PT Indocement Tunggal Prakarsa Tbk
- Indocement headquarters in Jakarta
- Company type: Public subsidiary
- Traded as: IDX: INTP
- Industry: production basic industry and chemicals sector
- Founded: 4 August 1975; 50 years ago
- Headquarters: Jakarta, Indonesia
- Key people: Christian Kartawijaya, President Director
- Revenue: Rp 15.190 trillion (2018)
- Net income: Rp 1.24 trillion (2018)
- Total assets: Rp 27.788 trillion (2018)
- Owner: Birchwood Omnia Ltd (HeidelbergCement) (51%)
- Number of employees: 5,684 (2018)
- Website: www.indocement.co.id

= Indocement =

Indonesian cement company

PT Indocement Tunggal Prakarsa Tbk. ("Indocement") Indocement is one of the largest cement producers in Indonesia.

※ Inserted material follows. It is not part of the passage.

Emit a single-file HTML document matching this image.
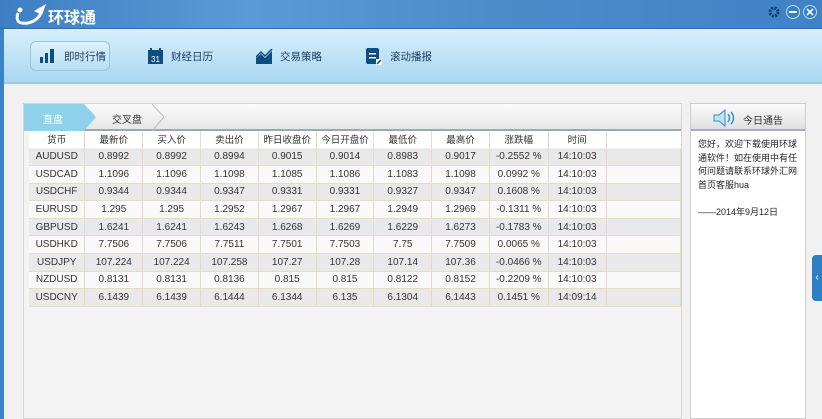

Today, Indocement and its subsidiaries operate several business units that cover manufacturing and cement sales (core business) and ready-mix concrete, aggregates as well as trass. Indocement has approximately 6,000 employees and 13 factories with annual total production of 24.9 million tons of cement. Ten of its factories are located at Citeureup Factory, Bogor, West Java; two at Cirebon Factory, Cirebon, West Java; and one at Tarjun Factory, Kotabaru, South Kalimantan.